Challo, please find the attached from the Regimental History of the South lancs Regt, which covers the period of time that your father served with the regiment. (Part 1)
THE SEVENTH BATTALION
Formed at Warrington on the 4th July 1940, under the command of Lieutenant-Colonel J. H. Whalley-Kelly. With major L.W. Potter as second-in-command and Captain H. F. M. Maidment as adjutant, the 7th Battalion became a unit of the 204th Infantry Brigade, charged with protection of vulnerable Points and general Home Defence Duties.
After taking in its new personnel, shaking down and doing some training, the battalion took over the Skegness sector of the East Coast Defences from the 8th Battalion of the regiment early in January, 1941, were it was responsible for an area of coastline approximately eleven miles in length, nearly all of which contained beaches suitable for assault landings, while the ground inland, for a depth of about five miles, was suitable for parachute landings. This single fact gives some indication of the great danger which faced this small island immediately after Dunkirk and the appalling weakness of our resources on the ground. However as we know, invasion never came, and the 7th Battalion, with others, was able to more and more systematic training as the danger receded, and in June 1942, it was at Tow Low in County Durham, by now a thoroughly trained and integrated machine. It was while the battalion was at Tow Low that the welcome intelligence was received that it was to mobilise on tropical scales of clothing, and was to be prepared to move early in July. At the same time Lieutenant-Colonel H. A. Bateson was posted from the 9th Battalion to take command vice Lieutenant-Colonel Whalley Kelly, major R. A. A. Downs became second-in-Command, and Captain R. J. J. Moore became adjutant.
Preparations for the impending move went ahead, all ranks had their embarkation leave, and the battalion moved by route march to a new area at Aycliffe, near Darlington, where it was accommodated in the Aycliffe School in comfortable and modern quarters, which were a change from the bleak lack of amenities at Tow Law. Shortly before the battalion left Aycliffe it was visited by the band of the 1st Battalion, which stayed for nearly a week and played a series of concerts, all ranks dances, cocktail parties etc., which will be long remembered by those who took part in this essentially regimental reunion. Orders for the move overseas came at the end of August and on the 23rd of that month the battalion embarked at Liverpool in the transport ‘Dominion Monarch.’ And left the Clyde in convoy on the 31st August.

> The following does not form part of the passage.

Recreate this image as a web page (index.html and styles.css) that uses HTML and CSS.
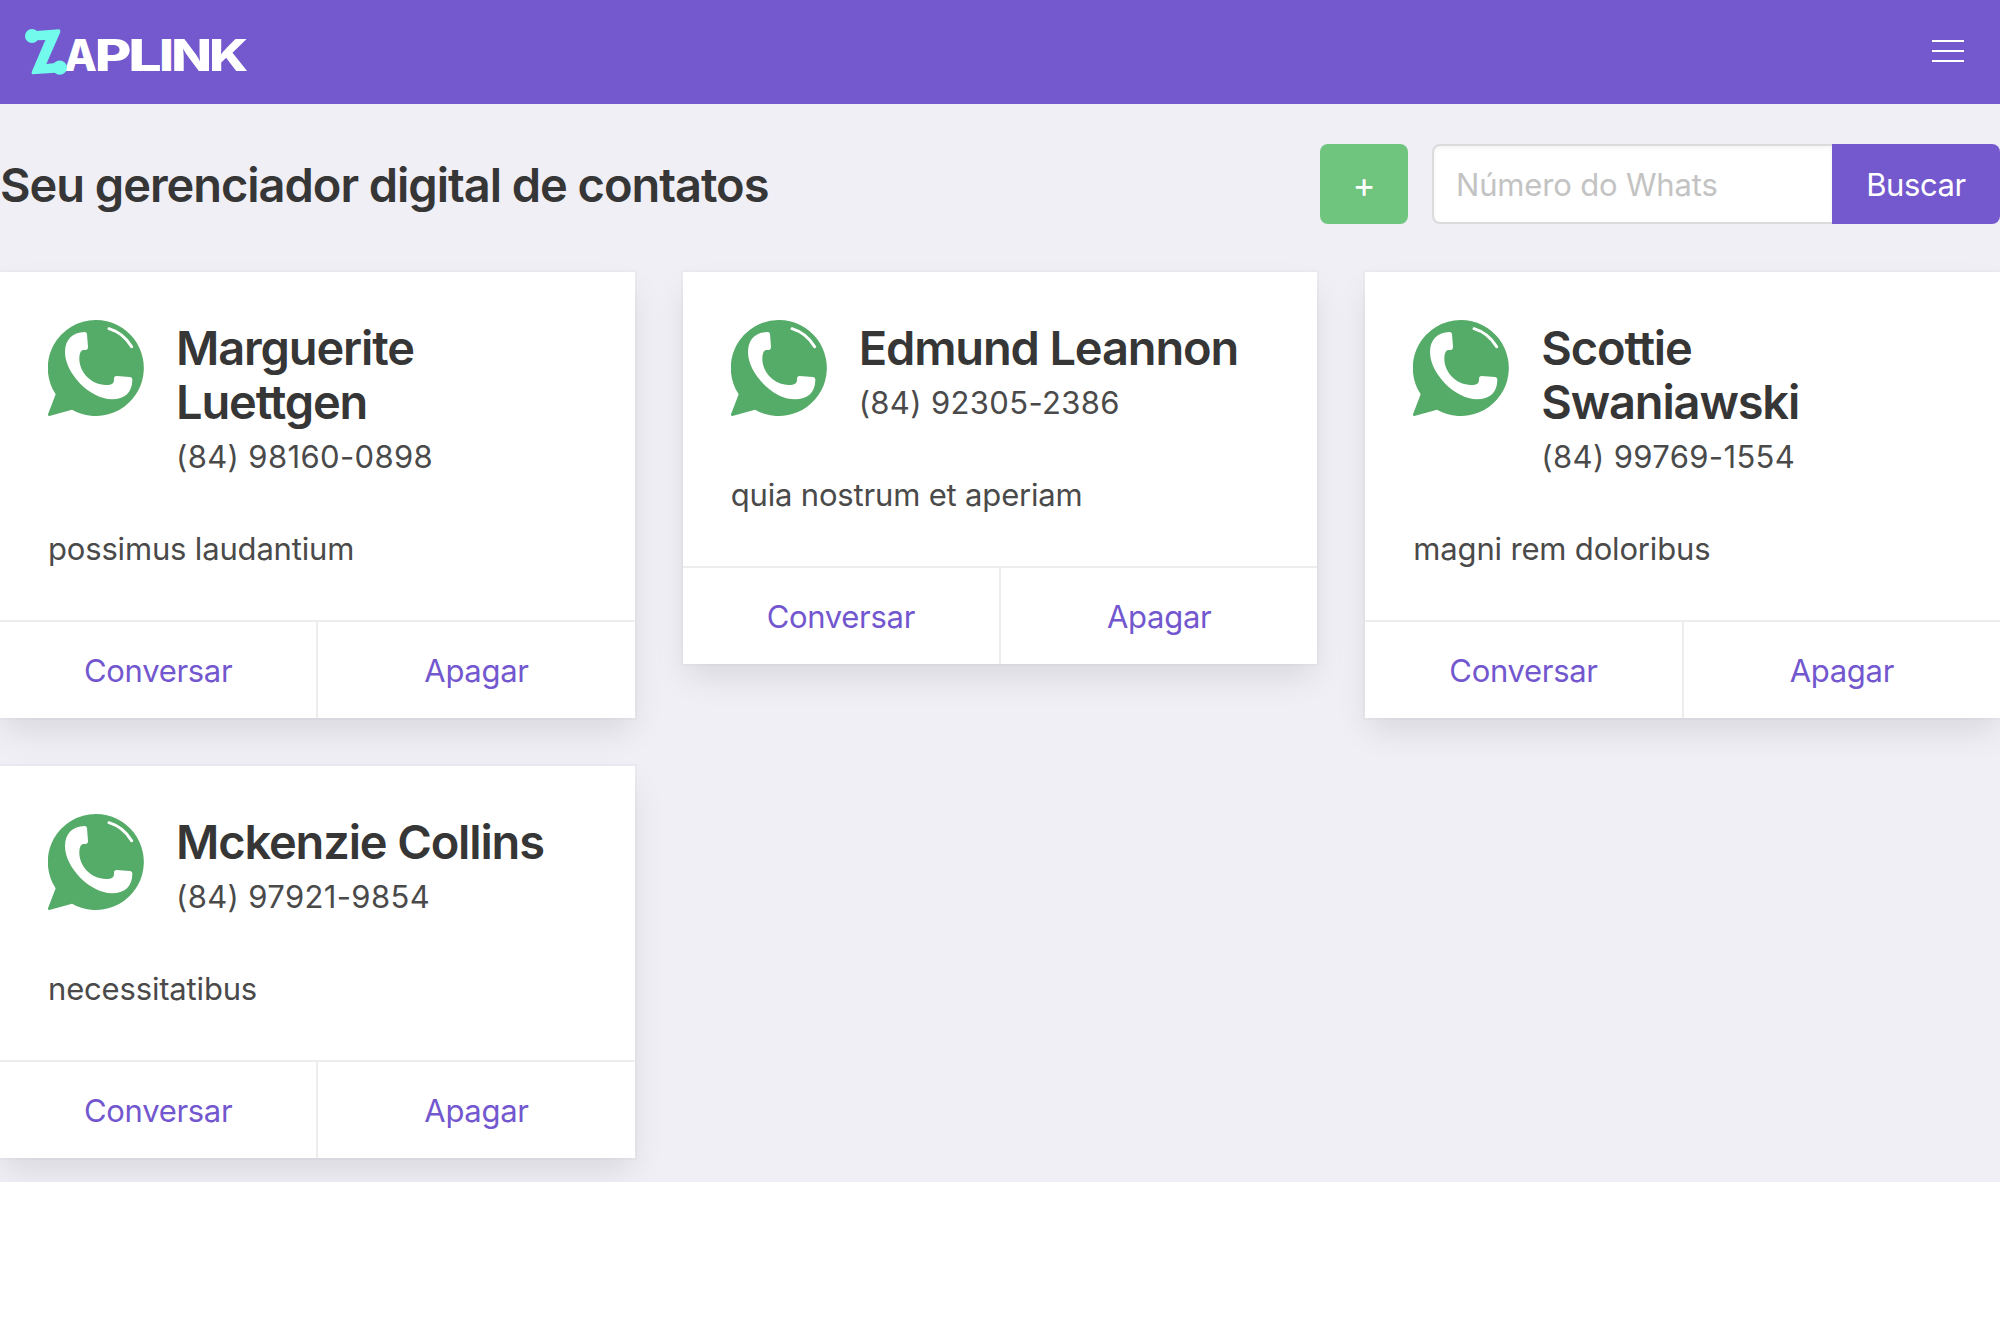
FILE: index.html
```html
<!DOCTYPE html>
<html lang="pt-BR">
<head>
<meta charset="utf-8">
<title>Zaplink</title>
<link rel="stylesheet" href="styles.css">
</head>
<body>
<svg class="sprite" aria-hidden="true">
  <symbol id="whats" viewBox="54 60 288 288">
    <path fill="#55ab68" d="M198 60a144 144 0 1 1-72 269L58 348Q53 348 54 343L77 283A144 144 0 0 1 198 60Z"/>
    <path fill="#fff" d="M164 96Q170 96 171 102L174 141Q174 150 166 150H160C151 152 148 162 148 178C149 218 184 255 228 255C246 255 253 250 252 236Q252 228 260 228L299 231Q308 232 307 241C306 279 284 298 246 298C180 298 105 220 105 157C105 119 127 97 164 96Z"/>
    <path fill="none" stroke="#fff" stroke-width="9" stroke-linecap="round" d="M237 86Q280 99 305 140"/>
  </symbol>
</svg>
<header class="navbar">
  <svg class="logo" viewBox="60 66 700 176" role="img" aria-label="Zaplink">
    <g class="logo-text">
      <text transform="translate(192 212) scale(.98 1)">A</text>
      <text transform="translate(284 212) scale(1.29 1)">P</text>
      <text transform="translate(385 212) scale(1.36 1)">L</text>
      <text transform="translate(477 212) scale(1.2 1)">I</text>
      <text transform="translate(514 212) scale(1.22 1)">N</text>
      <text transform="translate(627 212) scale(1.22 1)">K</text>
    </g>
    <g fill="#72fbec">
      <circle cx="96" cy="108" r="21"/>
      <circle cx="179" cy="203" r="21.500"/>
      <path d="M108 93L177 88Q182 88 181 96L139 192L166 189V218L97 223Q94 222 95 216L136 120L108 121Z"/>
    </g>
  </svg>
  <button class="burger" aria-label="Menu"><span></span><span></span><span></span></button>
</header>
<main class="section">
  <div class="toolbar">
    <h1 class="heading">Seu gerenciador digital de contatos</h1>
    <div class="actions">
      <button class="btn add">+</button>
      <div class="search">
        <input class="input" type="text" placeholder="Número do Whats">
        <button class="btn find">Buscar</button>
      </div>
    </div>
  </div>
  <div class="cards">
    <article class="card">
      <div class="content">
        <div class="media">
          <svg class="icon"><use href="#whats"/></svg>
          <div><h2 class="name">Marguerite Luettgen</h2><p class="phone">(84) 98160-0898</p></div>
        </div>
        <p class="desc">possimus laudantium</p>
      </div>
      <footer class="foot"><a class="link">Conversar</a><a class="link">Apagar</a></footer>
    </article>
    <article class="card">
      <div class="content">
        <div class="media">
          <svg class="icon"><use href="#whats"/></svg>
          <div><h2 class="name">Edmund Leannon</h2><p class="phone">(84) 92305-2386</p></div>
        </div>
        <p class="desc">quia nostrum et aperiam</p>
      </div>
      <footer class="foot"><a class="link">Conversar</a><a class="link">Apagar</a></footer>
    </article>
    <article class="card">
      <div class="content">
        <div class="media">
          <svg class="icon"><use href="#whats"/></svg>
          <div><h2 class="name">Scottie Swaniawski</h2><p class="phone">(84) 99769-1554</p></div>
        </div>
        <p class="desc">magni rem doloribus</p>
      </div>
      <footer class="foot"><a class="link">Conversar</a><a class="link">Apagar</a></footer>
    </article>
    <article class="card">
      <div class="content">
        <div class="media">
          <svg class="icon"><use href="#whats"/></svg>
          <div><h2 class="name">Mckenzie Collins</h2><p class="phone">(84) 97921-9854</p></div>
        </div>
        <p class="desc">necessitatibus</p>
      </div>
      <footer class="foot"><a class="link">Conversar</a><a class="link">Apagar</a></footer>
    </article>
  </div>
</main>
</body>
</html>
```
FILE: styles.css
```css
* { box-sizing: border-box; margin: 0; padding: 0; }
body {
  background: #fff;
  color: #4a4a4a;
  font: 400 31px/48px Inter, "Liberation Sans", sans-serif;
  letter-spacing: -0.17px;
  overflow-x: hidden;
}
button, input { font: inherit; letter-spacing: inherit; }
.sprite { display: none; }
.navbar {
  display: flex;
  justify-content: space-between;
  height: 104px;
  padding: 22px 36px 0 20px;
  background: #7458cd;
}
.logo { width: 233.33px; height: 58.67px; }
.logo-text { font: 800 131px Inter, sans-serif; letter-spacing: 0; fill: #fff; }
.burger {
  display: flex;
  flex-direction: column;
  gap: 8px;
  width: 32px;
  height: 22px;
  margin-top: 18px;
  border: 0;
  background: none;
}
.burger span { height: 2px; background: #fff; }
.section { height: 1078px; padding-top: 40px; background: #f0eff5; }
.toolbar { display: flex; justify-content: space-between; height: 80px; margin-bottom: 48px; }
.heading {
  padding-top: 14px;
  color: #363636;
  font-size: 47px;
  font-weight: 600;
  line-height: 54px;
  letter-spacing: -1.04px;
}
.actions { display: flex; gap: 24px; }
.btn { border: 0; border-radius: 8px; color: #fff; }
.add { width: 88px; font-size: 35px; background: #6fc47e; }
.search { display: flex; }
.input {
  width: 400px;
  padding: 2px 22px 0;
  border: 2px solid #dbdbdb;
  border-right: 0;
  border-radius: 8px 0 0 8px;
  background: #fff;
  box-shadow: inset 0 2px 4px rgba(10, 10, 10, .05);
}
.input::placeholder { color: #c3c3c3; opacity: 1; }
.find {
  width: 168px;
  padding-top: 2px;
  border-radius: 0 8px 8px 0;
  background: #7458cd;
  letter-spacing: -0.4px;
}
.cards {
  display: grid;
  grid-template-columns: repeat(3, 1fr);
  align-items: start;
  gap: 48px;
}
.card {
  background: #fff;
  box-shadow: 0 16px 32px -4px rgba(10, 10, 10, .1), 0 0 0 2px rgba(10, 10, 10, .02);
}
.content { padding: 49px 48px 47px; }
.media { display: flex; gap: 32px; margin-bottom: 48px; }
.icon { flex: none; width: 96px; height: 96px; margin-top: -1px; }
.name {
  margin-bottom: 8px;
  color: #363636;
  font-size: 47px;
  font-weight: 600;
  line-height: 54px;
  letter-spacing: -1.15px;
}
.phone { line-height: 40px; letter-spacing: 0.36px; }
.foot { display: flex; border-top: 2px solid #ededed; }
.link {
  flex: 1;
  padding: 25px 24px 23px;
  color: #7257cf;
  text-align: center;
  letter-spacing: -0.3px;
}
.link:first-child { border-right: 2px solid #ededed; }
```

The destination of the ship was not as yet known to the troops but it soon became apparent that it was not the Mediterranean, as the convoy headed south and down the African Coast. Freetown was reached on the 9th September, and on the 25th the ship entered Capetown Harbour, where the troops were allowed to go ashore and where they experienced the wonderful South African hospitality which became a legend of the Second World War for all troops who went ashore at Capetown or Durban. After leaving Capetown it was given out that the destination was Bombay. This information was received with mixed feelings, and enthusiasm was not increased when it became known that the battalion was earmarked for internal security duties at Jubbulpore. After two days in Bombay, where the battalion disembarked on the 18th October, it went by train to Jubbulpore, with one company detached at Nagpur. History was repeating itself, as it has such a curious way of doing so with regiments of the British Army, for Jubbulpore, as it will be remembered, had seen much of the regiment in the past.